Wednesday, 16 March 2011

Thoughts on data, progress and a crisis

I, like most of you, have been watching the footage from Japan. While the New Zealand earthquake fades from memory I suddenly remember those horrific floods in Pakistan that are all but a distant memory to the western media. Then what about Ivory Coast and Libya as well? Sometimes I really wonder how the world can possibly progress if disaster after disaster keeps occurring. Ok, before you stop reading because I am being really depressing, there is a point to this. Data.

Yesterday, I attended an OECD Development Centre seminar on “Social Cohesion, Inequality and Economic Crises” with Sir Anthony Atkinson of Nuffield College, Oxford. He was talking about two crises that have come upon us in recent years: the banking crises and the consumption crises. He and Salvatore Morelli are working on a piece of research on how/whether different kinds of crises affect inequality in societies or vice versa. The camp which argues that growing inequality increases the risk of crises includes Chiefs Economist Stiglitz and Rajan. Whereas Krugman (2009) argues that rising inequality is does not increase the risk of a crisis.

What was most interesting to me was the issue of “the data challenge”. In order to actually argue this out, there has to be reliable data of which there are not. In order to analyse this Atkinson notes that you need a long run of years as crises (the kind he was talking about) are rare events, up to date distributional data which is lacking, the ability to download annual series on a number of countries (currently very difficult technically to do), consistent data (currently data on inequality have to be patched together from a variety of sources or just left out if missing) just to name a few. Also, in the choice of countries for study, any country that had had a major war was just left out. Would it not be interesting to look at a conflict country to see whether inequality was an issue? Data on violence in Liberia for example can be found here on the UNFPA’s website on shelter, jobs, loss of life and violence against women. But, Liberia and many other post conflict countries are left out of many studies because there was a war there. Unless, it is a particular study on “post conflict society”, you will not see very much from this crowd. It is really difficult to get data for sure. UNFPA talks about the challenges of collecting data on the ground. I have lived in Liberia and been to Lofa country on several occasions. I can tell you that they are not kidding.
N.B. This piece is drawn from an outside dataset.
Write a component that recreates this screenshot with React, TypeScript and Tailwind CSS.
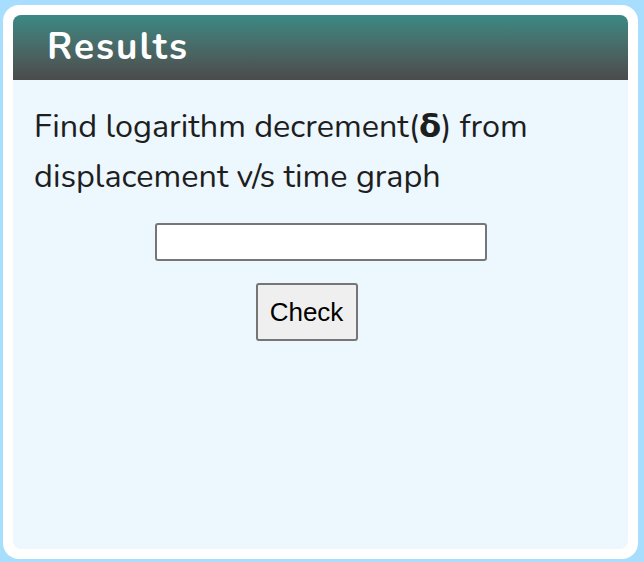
export default function App() {
  return (
    <div className="w-[644px] h-[562px] bg-[#a7defe] pl-[3px] pr-[6px] pt-[5px] pb-[3px]">
      <div className="h-full bg-white rounded-[16px] p-[10px]">
        <div className="h-full flex flex-col rounded-[8px] overflow-hidden bg-[#edf7fe]">
          <div className="h-[65px] shrink-0 bg-gradient-to-b from-[#3a8984] to-[#4b4b4b] pl-[34px] flex items-center">
            <h1 className="text-white font-bold text-[37px] tracking-[2px] font-['Nunito','Lato','Noto_Sans',sans-serif] leading-none">
              Results
            </h1>
          </div>
          <div className="px-[21px] pt-[21px]">
            <p className="text-[#1e1e1e] text-[32.4px] leading-[50px] font-['Nunito','Lato','Noto_Sans',sans-serif]">
              Find logarithm decrement(<b className="font-['DejaVu_Sans',sans-serif]">δ</b>) from displacement v/s time graph
            </p>
            <div className="flex justify-center mt-[22px]">
              <input
                type="text"
                className="w-[332px] h-[38px] bg-white border-2 border-[#767676] rounded-[3px] outline-none"
              />
            </div>
            <div className="flex justify-center mt-[22px]">
              <button className="mr-[28px] w-[102px] h-[58px] bg-[#efefef] border-2 border-[#767676] rounded-[3px] text-black text-[26px] font-['Liberation_Sans',Arial,sans-serif]">
                Check
              </button>
            </div>
          </div>
        </div>
      </div>
    </div>
  );
}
So, if the data is so hard to collect and more subjective measures or non official data are not really trusted as much as those of national accounts systems (though that is also under fire as of recently see the Stiglitz report and the Global Project on Measuring the Progress of Societies), what is to be done about it? I am really thinking in terms of crisis data here. With information communication technologies today, there should be a way to be able to continue to collect data on a society uninterrupted. Sure, Ushahidi and others are working on this but this kind of data hasn’t made it to the peer review journal set (wikileaks?). I think we are in another crisis…a data one. Data on populations in wars and natural disasters is important and these countries should not be left out because of an IT or management problem while in crisis. Fast Company has a good article on this here which asks “so is that what Pakistan needs? An external service specializing in the collection and coordination of data, rather than relying on its own internal government resources?” Whatever the case, there has to be regular ease of communication between data collected on the ground, have it recorded “on the record”, disseminated and used in studies like Atkinson and Morrelli’s and beyond. Perhaps then we will really be able to say with some certainty where we are in terms of social cohesion or inequality or any other dimension of progress by applying better evidence for conflict countries, countries in a crisis like Japan and Pakistan and all others.

These are just some of my thoughts while watching Japan gets through this. I would be interested to hear yours.